Bankers, Vikings and evergreens
The Hellman-Ehrman Mansion, a.k.a. Pine Lodge, was built as a getaway for banker Isaias W. Hellman of Los Angeles and San Francisco. The house, which went up in 1903, is a California Craftsman: three stories, nearly 12,000 square feet, with eight rough cedar columns fronting the porch. At one point, the resident staff totaled 27. The state acquired it in 1965.
"When this house was built, only 10% of homes in this country had indoor plumbing. And we have eight bathrooms here on the second floor," said State Parks ranger John Harbison, who showed me around.

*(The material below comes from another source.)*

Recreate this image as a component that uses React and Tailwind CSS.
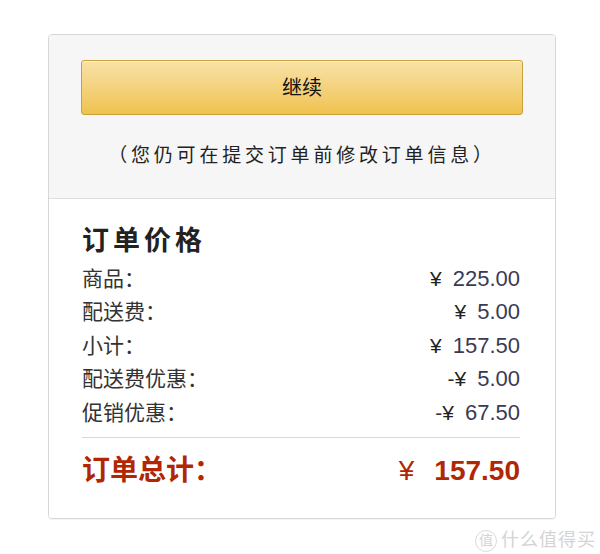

Next, we come to the corner of the lake that sends photographers' heartbeats galloping: Emerald Bay, a glittering green pool that was carved by a glacier and is connected to the rest of the lake by a narrow passage. At the center of the bay lies the lake's only island, Fannette, in exactly the spot an art director would have chosen.
If you were absurdly wealthy in 1928, you'd have demanded a vacation house here. And so it went, more or less, with an heiress-widow-philanthropist named Lora Josephine Knight. Her father and her former husband were captains of industry, controlling such companies as National Biscuit, Continental Can, Diamond Match and Union Pacific.
She wanted a Scandinavian mansion because the bay made her think of fiords, and by the time the stock market crashed in late 1929, the work was done on Vikingsholm. Swedish architect Lennart Palme and his team chiseled boulders, carved timbers, elaborately painted walls and ceilings, planted sod roofs, devised spiked eaves to repel evil spirits, put up six fireplaces and bought European fixtures and furniture dating back centuries.